On business sustainability, a $30 billion deploy suggests reliable access to low-cost converts or ATM equity. That is feasible when equity volatility is high and the story is resonant; it becomes harder if bitcoin chops or sells off, closing the issuance window just as collateral beta turns against you. The balance sheet then acts like a high-beta BTC proxy—great in positive regimes, demanding in drawdowns. Governance and risk controls around issuance cadence, tenor mix, and cash buffers matter far more at this scale than in prior cycles.

The psychology is self-reinforcing. Bold, repeated buys validate a “permanent bid” narrative, encouraging copycats and pushing some allocators off the sidelines. But it also raises expectations: markets begin to price in the next raise, the next purchase, the next catalyst. If the rhythm pauses—even briefly—sentiment can swing faster than fundamentals change. Narrative duration becomes a form of liquidity.

There is also a concentration question. Accumulating this much BTC centralizes a slice of supply in a single corporate complex. Many investors are comfortable with that trade-off because the holdings are transparent and the thesis is simple. Others worry about path dependency: should corporate policy, regulation, or funding conditions shift, exit pressure would be non-trivial relative to daily spot turnover.
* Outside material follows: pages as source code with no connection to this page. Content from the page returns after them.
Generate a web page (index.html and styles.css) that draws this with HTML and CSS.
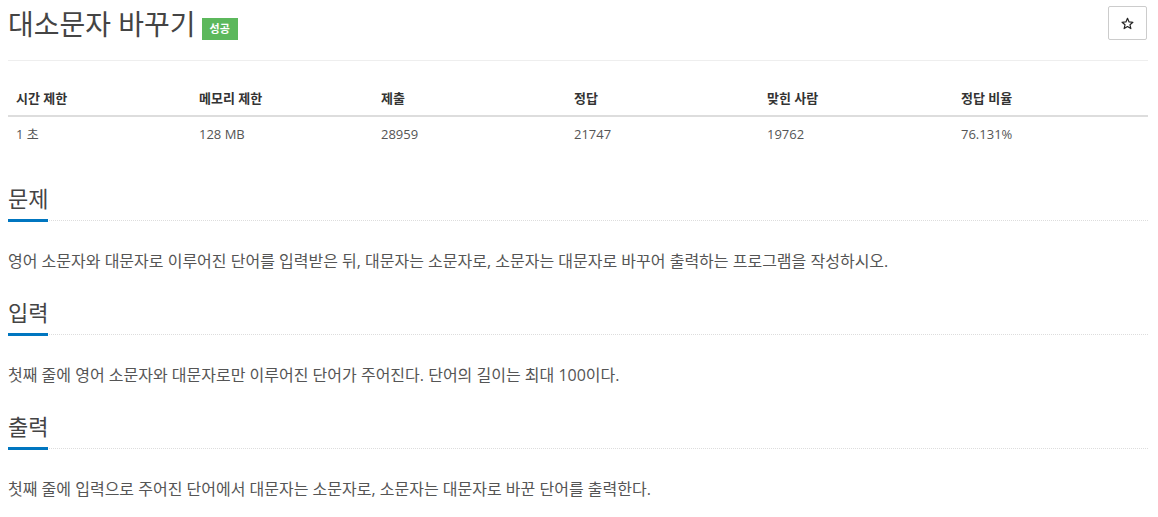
FILE: index.html
```html
<!DOCTYPE html>
<html lang="ko">
<head>
<meta charset="utf-8">
<title>대소문자 바꾸기</title>
<link rel="stylesheet" href="styles.css">
</head>
<body>
<div class="page">
  <div class="page-header">
    <h1 class="title">대소문자 바꾸기 <span class="label-ok">성공</span></h1>
    <button class="star-btn" type="button" title="즐겨찾기">
      <svg width="13" height="13" viewBox="0 0 24 24"><path d="M12 2.5l2.9 6.6 7.1.6-5.4 4.7 1.6 7-6.2-3.7-6.2 3.7 1.6-7L2 9.7l7.1-.6z" fill="none" stroke="#222" stroke-width="2.2" stroke-linejoin="round"/></svg>
    </button>
  </div>

  <table class="info">
    <thead>
      <tr><th>시간 제한</th><th>메모리 제한</th><th>제출</th><th>정답</th><th>맞힌 사람</th><th>정답 비율</th></tr>
    </thead>
    <tbody>
      <tr><td>1 초</td><td>128 MB</td><td>28959</td><td>21747</td><td>19762</td><td>76.131%</td></tr>
    </tbody>
  </table>

  <div class="section">
    <h2 class="headline"><span>문제</span></h2>
    <p class="text">영어 소문자와 대문자로 이루어진 단어를 입력받은 뒤, 대문자는 소문자로, 소문자는 대문자로 바꾸어 출력하는 프로그램을 작성하시오.</p>
  </div>
  <div class="section">
    <h2 class="headline"><span>입력</span></h2>
    <p class="text">첫째 줄에 영어 소문자와 대문자로만 이루어진 단어가 주어진다. 단어의 길이는 최대 100이다.</p>
  </div>
  <div class="section">
    <h2 class="headline"><span>출력</span></h2>
    <p class="text">첫째 줄에 입력으로 주어진 단어에서 대문자는 소문자로, 소문자는 대문자로 바꾼 단어를 출력한다.</p>
  </div>
</div>
</body>
</html>
```

FILE: styles.css
```css
body {
	margin		: 0;
	background	: white;
	color		: #555;
	font-family	: "Open Sans", "Noto Sans CJK KR", sans-serif;
}
.page {
	padding		: 0 10px 0 8px;
}

/* title bar */
.page-header {
	display		: flex;
	justify-content	: space-between;
	align-items	: flex-start;
	padding		: 6px 0 18px;
	border-bottom	: 1px solid #eee;
}
.title {
	display		: flex;
	align-items	: flex-start;
	margin		: 0;
	font-size	: 28px;
	line-height	: 36px;
	font-weight	: normal;
	color		: #444;
}
.label-ok {
	margin		: 12px 0 0 6px;
	padding		: 0 8px;
	background	: #5cb85c;
	color		: white;
	font-size	: 11px;
	font-weight	: bold;
	line-height	: 22px;
}
.star-btn {
	display		: flex;
	align-items	: center;
	justify-content	: center;
	width		: 39px;
	height		: 34px;
	margin-right	: 1px;
	padding		: 0;
	background	: white;
	border		: 1px solid #ccc;
	border-radius	: 2px;
}

/* limits table */
.info {
	width		: 100%;
	margin		: 20px 0 35px;
	border-collapse	: collapse;
	table-layout	: fixed;
	font-size	: 13px;
	line-height	: 18px;
}
.info th, .info td {
	padding		: 8px;
	text-align	: left;
}
.info th {
	color		: #333;
	font-weight	: bold;
	border-bottom	: 2px solid #ddd;
}
.info th:nth-child(1) { width: 167px; }
.info th:nth-child(2) { width: 166px; }
.info th:nth-child(3) { width: 177px; }
.info th:nth-child(4) { width: 177px; }
.info th:nth-child(5) { width: 178px; }

/* sections */
.section {
	margin-bottom	: 27px;
}
.headline {
	display		: flex;
	margin		: 0;
	font-size	: 22px;
	line-height	: 24px;
	font-weight	: normal;
	color		: #444;
	border-bottom	: 1px dotted #ddd;
}
.headline span {
	padding-bottom	: 9px;
	margin-bottom	: -2px;
	border-bottom	: 3px solid #0076c0;
}
.text {
	margin		: 28px 0 0;
	font-size	: 16px;
	line-height	: 24px;
}
```
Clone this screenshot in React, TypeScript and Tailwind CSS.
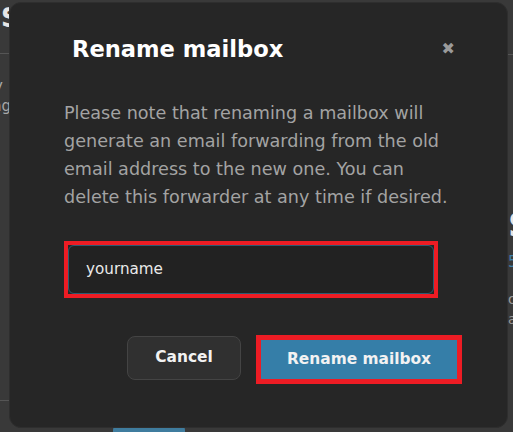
import React from "react";

export default function App() {
  return (
    <div className="relative w-[513px] h-[432px] overflow-hidden bg-[#393939] font-['DejaVu_Sans',sans-serif]">
      {/* Page behind the modal */}
      <div className="flex h-full justify-between">
        <div className="w-[9px] overflow-hidden">
          <div className="pt-[3px] pl-[1px] text-[26px] font-bold leading-[30px] text-[#e6e6e6]">S</div>
          <div className="mt-[20px] h-px w-[40px] bg-[#555]" />
          <div className="mt-[22px] text-[15px] leading-[20px] text-[#a8a8a8] whitespace-nowrap">
            <div className="-ml-[6px]">y</div>
            <div className="-ml-[8px]">ng</div>
          </div>
          <div className="mt-[284px] h-px w-[40px] bg-[#555]" />
        </div>
        <div className="flex-1 pl-[104px] pt-[424px]">
          <div className="h-[20px] w-[72px] rounded-md bg-[#3f7c9e]" />
        </div>
        <div className="w-[5px] overflow-hidden">
          <div className="mt-[54px] h-px w-[40px] bg-[#555]" />
          <div className="mt-[144px] text-[34px] font-bold leading-[52px] text-[#e6e6e6] whitespace-nowrap">S</div>
          <div className="text-[15px] leading-[22px] text-[#3f7fa8] whitespace-nowrap">5</div>
          <div className="mt-[16px] text-[14px] leading-[20px] text-[#9a9a9a] whitespace-nowrap">o</div>
          <div className="text-[14px] leading-[20px] text-[#9a9a9a] whitespace-nowrap">a</div>
        </div>
      </div>

      {/* Modal */}
      <div className="absolute left-[9px] top-[2px] flex h-[426px] w-[499px] flex-col rounded-[12px] border border-[#2e2e2e] bg-[#262626]">
        <div className="flex items-center justify-between pl-[62px] pr-[52px] pt-[30px]">
          <h2 className="text-[22.6px] font-bold leading-[32px] text-white">Rename mailbox</h2>
          <span className="text-[16px] font-bold leading-none text-[#9a9a9a]">✖</span>
        </div>
        <p className="mt-[34px] px-[54px] text-[17.6px] leading-[28px] text-[#a3a3a3] whitespace-nowrap">
          Please note that renaming a mailbox will
          <br />
          generate an email forwarding from the old
          <br />
          email address to the new one. You can
          <br />
          delete this forwarder at any time if desired.
        </p>
        <div className="mt-[30px] ml-[54px] w-[374px] border-4 border-[#ed1c24]">
          <div className="flex h-[49px] items-center rounded-[6px] border border-[#2b5b73] bg-[#222] px-[17px]">
            <span className="text-[15.2px] text-[#eaeaea]">yourname</span>
          </div>
        </div>
        <div className="mt-[37px] flex justify-end gap-[15px] pr-[45px]">
          <button className="mt-[1px] h-[44px] w-[114px] rounded-[8px] border border-[#444] bg-[#303030] text-[15.4px] font-bold text-[#f2f2f2]">
            Cancel
          </button>
          <div className="border-[5px] border-[#ed1c24]">
            <button className="h-[39px] w-[196px] bg-[#357ea8] text-[15.4px] font-bold text-[#f2f2f2]">
              Rename mailbox
            </button>
          </div>
        </div>
      </div>
    </div>
  );
}
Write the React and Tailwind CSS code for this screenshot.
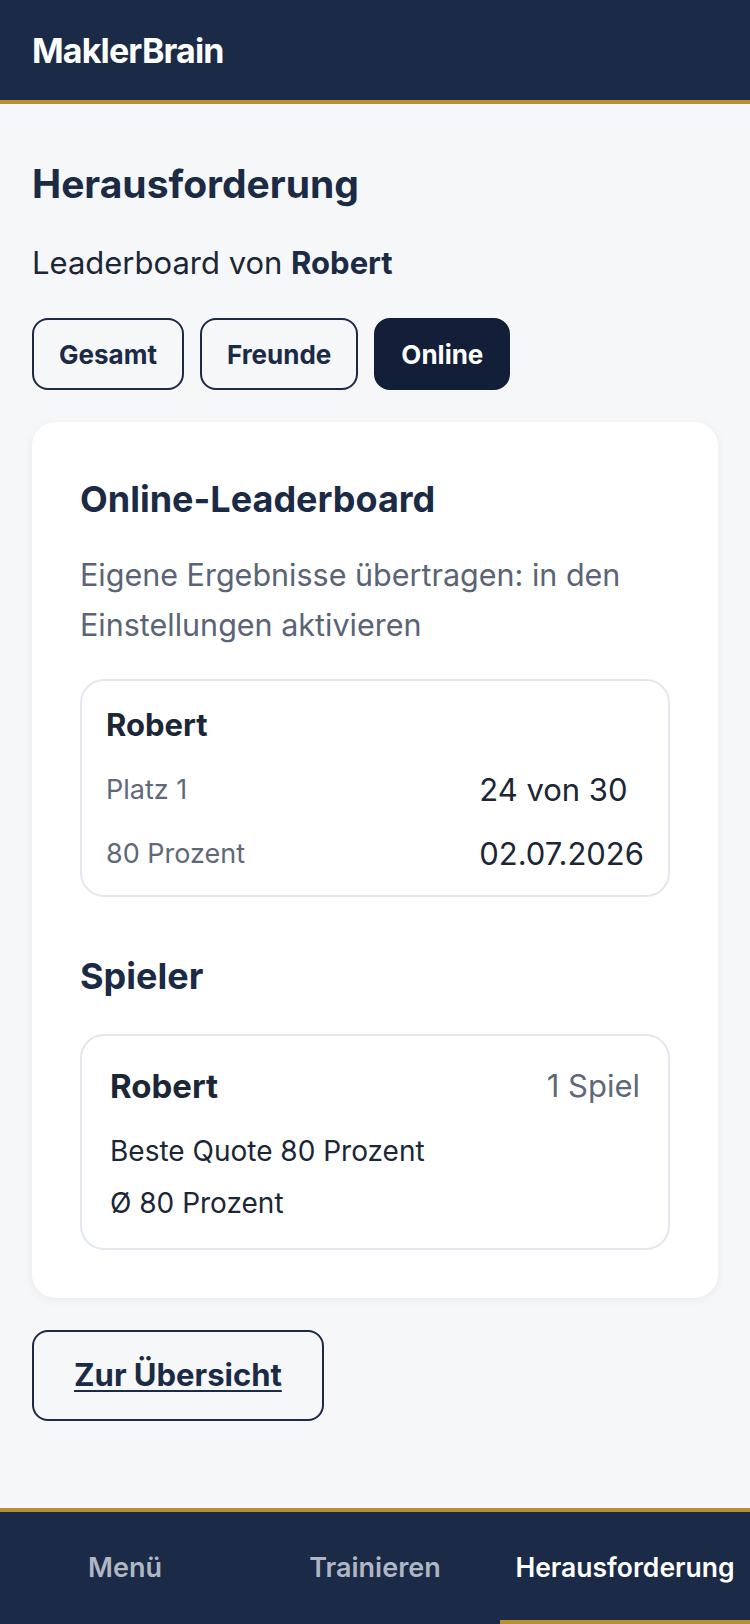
import React, { useState } from "react";

const tabs = ["Gesamt", "Freunde", "Online"];

const App = () => {
  const [tab, setTab] = useState("Online");

  return (
    <div
      className="flex flex-col min-h-screen bg-[#f6f7f9] text-[#1b2a45]"
      style={{ fontFamily: "Inter, 'Noto Sans', sans-serif" }}
    >
      {/* HEADER */}
      <header className="h-[104px] bg-[#1b2a47] border-b-4 border-[#b98f35] flex items-center px-8">
        <span className="text-white text-[34px] font-bold tracking-tight">MaklerBrain</span>
      </header>

      {/* CONTENT */}
      <main className="flex-1 px-8 pt-[56px]">
        <h1 className="text-[39px] leading-[48px] font-bold">Herausforderung</h1>

        <p className="mt-[35px] text-[31px] leading-[40px] text-[#1b2636]">
          Leaderboard von <span className="font-bold text-[#1b2a45]">Robert</span>
        </p>

        <div className="flex gap-4 mt-[35px]">
          {tabs.map((t) => (
            <button
              key={t}
              onClick={() => setTab(t)}
              className={
                t === tab
                  ? "h-[72px] px-[25px] rounded-2xl border-2 border-[#131f38] bg-[#131f38] text-white text-[26px] font-bold"
                  : "h-[72px] px-[25px] rounded-2xl border-2 border-[#1b2a45] text-[#1b2a45] text-[26px] font-bold"
              }
            >
              {t}
            </button>
          ))}
        </div>

        {/* LEADERBOARD CARD */}
        <section className="mt-8 bg-white rounded-3xl px-12 pt-[55px] pb-12 shadow-[0_2px_10px_rgba(15,23,42,0.06)]">
          <h2 className="text-[36px] leading-[44px] font-bold">Online-Leaderboard</h2>
          <p className="mt-[29px] text-[30.5px] leading-[50px] text-[#5a6476]">
            Eigene Ergebnisse übertragen: in den Einstellungen aktivieren
          </p>

          <div className="mt-[29px] border-2 border-[#e3e7ee] rounded-3xl px-6 pt-6 pb-[21px]">
            <div className="text-[31px] leading-[40px] font-bold text-[#1b2636]">Robert</div>
            <div className="mt-[25px] grid grid-cols-[1fr_auto] gap-y-[24px] items-center">
              <span className="text-[27px] leading-[40px] text-[#5f6878]">Platz 1</span>
              <span className="text-[31px] leading-[40px] text-[#1b2636]">24 von 30</span>
              <span className="text-[27px] leading-[40px] text-[#5f6878]">80 Prozent</span>
              <span className="text-[31px] leading-[40px] text-[#1b2636]">02.07.2026</span>
            </div>
          </div>

          <h2 className="mt-[57px] text-[36px] leading-[44px] font-bold">Spieler</h2>

          <div className="mt-[36px] border-2 border-[#e3e7ee] rounded-3xl px-7 pt-[30px] pb-[19px]">
            <div className="flex justify-between items-center">
              <span className="text-[33px] leading-[40px] font-bold text-[#1b2636]">Robert</span>
              <span className="text-[31px] leading-[40px] text-[#5f6878]">1 Spiel</span>
            </div>
            <div className="mt-[19px] text-[28px] leading-[52px] text-[#1b2636]">
              <div>Beste Quote 80 Prozent</div>
              <div>Ø 80 Prozent</div>
            </div>
          </div>
        </section>

        <button className="mt-8 h-[91px] px-10 rounded-2xl border-2 border-[#1b2a45] text-[31px] font-bold underline underline-offset-4 decoration-2">
          Zur Übersicht
        </button>
      </main>

      {/* BOTTOM NAV */}
      <nav className="h-[116px] bg-[#1b2a47] border-t-4 border-[#b98f35] grid grid-cols-3">
        <a className="flex items-center justify-center text-[27px] font-semibold text-[#b0b6c3]">Menü</a>
        <a className="flex items-center justify-center text-[27px] font-semibold text-[#b0b6c3]">Trainieren</a>
        <a className="flex items-center justify-center text-[26.5px] font-semibold text-white border-b-4 border-[#b98f35] pt-1">
          Herausforderung
        </a>
      </nav>
    </div>
  );
};

export default App;
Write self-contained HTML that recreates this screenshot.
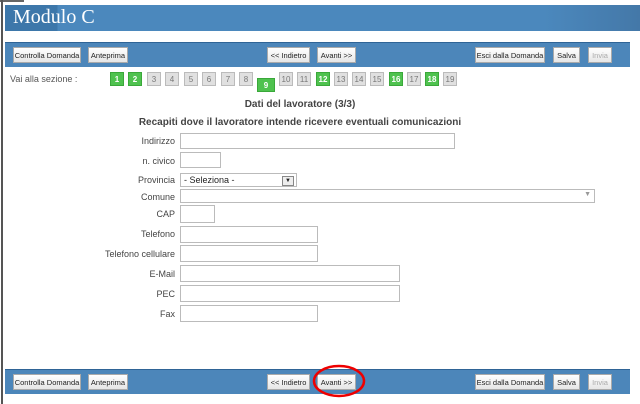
<!DOCTYPE html><html><head><style>
body{margin:0;width:640px;height:404px;background:#fff;position:relative;overflow:hidden;font-family:"Liberation Sans",sans-serif;}
.a{position:absolute;}
.bar{position:absolute;left:5px;width:625px;height:24px;background:#4c86ba;border-top:1px solid #2f6496;}
.btn{position:absolute;top:4px;height:16px;background:linear-gradient(#fff,#e6e6e6);border:1px solid #aaa;font-size:7.5px;line-height:16px;text-align:center;color:#222;box-sizing:border-box;}
.sec{position:absolute;top:72px;width:14px;height:14px;font-size:8px;line-height:14px;text-align:center;box-sizing:border-box;}
.g{background:#4fc24f;color:#fff;font-weight:bold;border:1px solid #3aa83a}
.n{background:#e0e0e0;color:#777;border:1px solid #bbb}
.lab{position:absolute;right:465px;font-size:9px;color:#444;text-align:right;}
.in{position:absolute;left:180px;border:1px solid #bbb;box-sizing:border-box;background:#fff;}
</style></head><body>
<div class="a" style="left:0;top:0;width:24px;height:2px;background:#666"></div>
<div class="a" style="left:1px;top:0;width:2px;height:404px;background:#555"></div>
<div class="a" style="left:5px;top:5px;width:635px;height:26px;background:linear-gradient(90deg,#3d77aa 0,#3d77aa 52px,#4b88bd 53px,#4b88bd 85%,#4478a8 100%)"></div>
<div class="a" style="left:13px;top:6px;font-family:'Liberation Serif',serif;font-size:20px;color:#fff">Modulo C</div>

<div class="bar" style="top:42px">
<div class="btn" style="left:8px;width:68px">Controlla Domanda</div>
<div class="btn" style="left:83px;width:40px">Anteprima</div>
<div class="btn" style="left:262px;width:43px">&lt;&lt; Indietro</div>
<div class="btn" style="left:312px;width:39px">Avanti &gt;&gt;</div>
<div class="btn" style="left:470px;width:70px">Esci dalla Domanda</div>
<div class="btn" style="left:548px;width:27px">Salva</div>
<div class="btn" style="left:583px;width:24px;color:#aaa">Invia</div>
</div>

<div class="a" style="left:10px;top:74px;font-size:9px;color:#555">Vai alla sezione :</div>
<div class="sec g" style="left:110px">1</div>
<div class="sec g" style="left:128px">2</div>
<div class="sec n" style="left:147px">3</div>
<div class="sec n" style="left:165px">4</div>
<div class="sec n" style="left:184px">5</div>
<div class="sec n" style="left:202px">6</div>
<div class="sec n" style="left:221px">7</div>
<div class="sec n" style="left:239px">8</div>
<div class="sec g" style="left:257px;top:78px;width:18px">9</div>
<div class="sec n" style="left:279px">10</div>
<div class="sec n" style="left:297px">11</div>
<div class="sec g" style="left:316px">12</div>
<div class="sec n" style="left:334px">13</div>
<div class="sec n" style="left:352px">14</div>
<div class="sec n" style="left:370px">15</div>
<div class="sec g" style="left:389px">16</div>
<div class="sec n" style="left:407px">17</div>
<div class="sec g" style="left:425px">18</div>
<div class="sec n" style="left:443px">19</div>

<div class="a" style="left:0;width:600px;top:99px;text-align:center;font-size:10px;font-weight:bold;color:#444">Dati del lavoratore (3/3)</div>
<div class="a" style="left:0;width:600px;top:117px;text-align:center;font-size:10px;font-weight:bold;color:#444">Recapiti dove il lavoratore intende ricevere eventuali comunicazioni</div>

<div class="lab" style="top:136px">Indirizzo</div><div class="in" style="top:133px;width:275px;height:16px"></div>
<div class="lab" style="top:156px">n. civico</div><div class="in" style="top:152px;width:41px;height:16px"></div>
<div class="lab" style="top:175px">Provincia</div><div class="in" style="top:173px;width:117px;height:14px;font-size:9px;line-height:12px;padding-left:3px;color:#222">- Seleziona -<div class="a" style="right:2px;top:2px;width:10px;height:8px;border:1px solid #888;background:#eee;font-size:6px;line-height:8px;text-align:center">▼</div></div>
<div class="lab" style="top:192px">Comune</div><div class="in" style="top:189px;width:415px;height:14px"><div class="a" style="right:3px;top:1px;font-size:7px;color:#999">▼</div></div>
<div class="lab" style="top:209px">CAP</div><div class="in" style="top:205px;width:35px;height:18px"></div>
<div class="lab" style="top:229px">Telefono</div><div class="in" style="top:226px;width:138px;height:17px"></div>
<div class="lab" style="top:249px">Telefono cellulare</div><div class="in" style="top:245px;width:138px;height:17px"></div>
<div class="lab" style="top:269px">E-Mail</div><div class="in" style="top:265px;width:220px;height:17px"></div>
<div class="lab" style="top:289px">PEC</div><div class="in" style="top:285px;width:220px;height:17px"></div>
<div class="lab" style="top:309px">Fax</div><div class="in" style="top:305px;width:138px;height:17px"></div>

<div class="bar" style="top:369px">
<div class="btn" style="left:8px;width:68px">Controlla Domanda</div>
<div class="btn" style="left:83px;width:40px">Anteprima</div>
<div class="btn" style="left:262px;width:43px">&lt;&lt; Indietro</div>
<div class="btn" style="left:312px;width:39px">Avanti &gt;&gt;</div>
<div class="btn" style="left:470px;width:70px">Esci dalla Domanda</div>
<div class="btn" style="left:548px;width:27px">Salva</div>
<div class="btn" style="left:583px;width:24px;color:#aaa">Invia</div>
</div>
<svg class="a" style="left:0;top:0" width="640" height="404"><ellipse cx="339" cy="381" rx="25" ry="15" fill="none" stroke="#e00" stroke-width="2.5"/></svg>
</body></html>
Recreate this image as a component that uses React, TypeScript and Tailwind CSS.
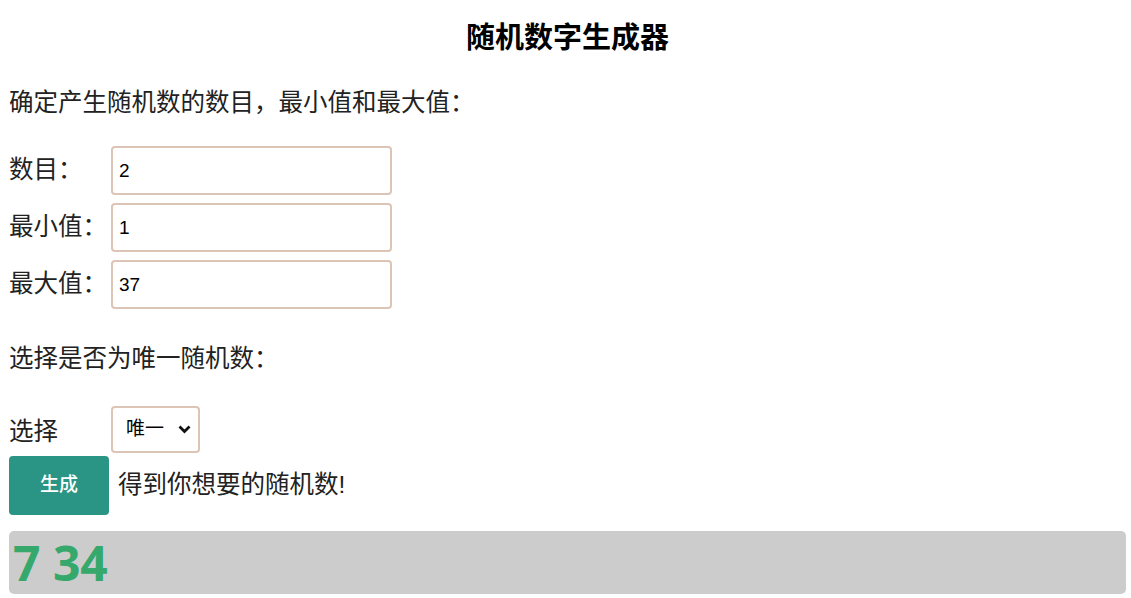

What I’m watching: - Funding lanes: convert pricing, ATM usage, and equity-implied vol that determines how cheaply capital can be sourced. - Execution tells: sustained tape-strength during U.S. hours, rising basis during steady spot demand, and options skew adjustments to persistent bid flow. - Flow competition: ETF net creations vs. corporate buying; if both accelerate while miner issuance remains fixed, price elasticity tightens.

If the current tempo holds, $30 billion is mechanically within reach. Whether it remains rational depends on continued access to cheap capital, cooperative secondary markets, and a steady narrative that keeps counterparties willing to underwrite the flywheel.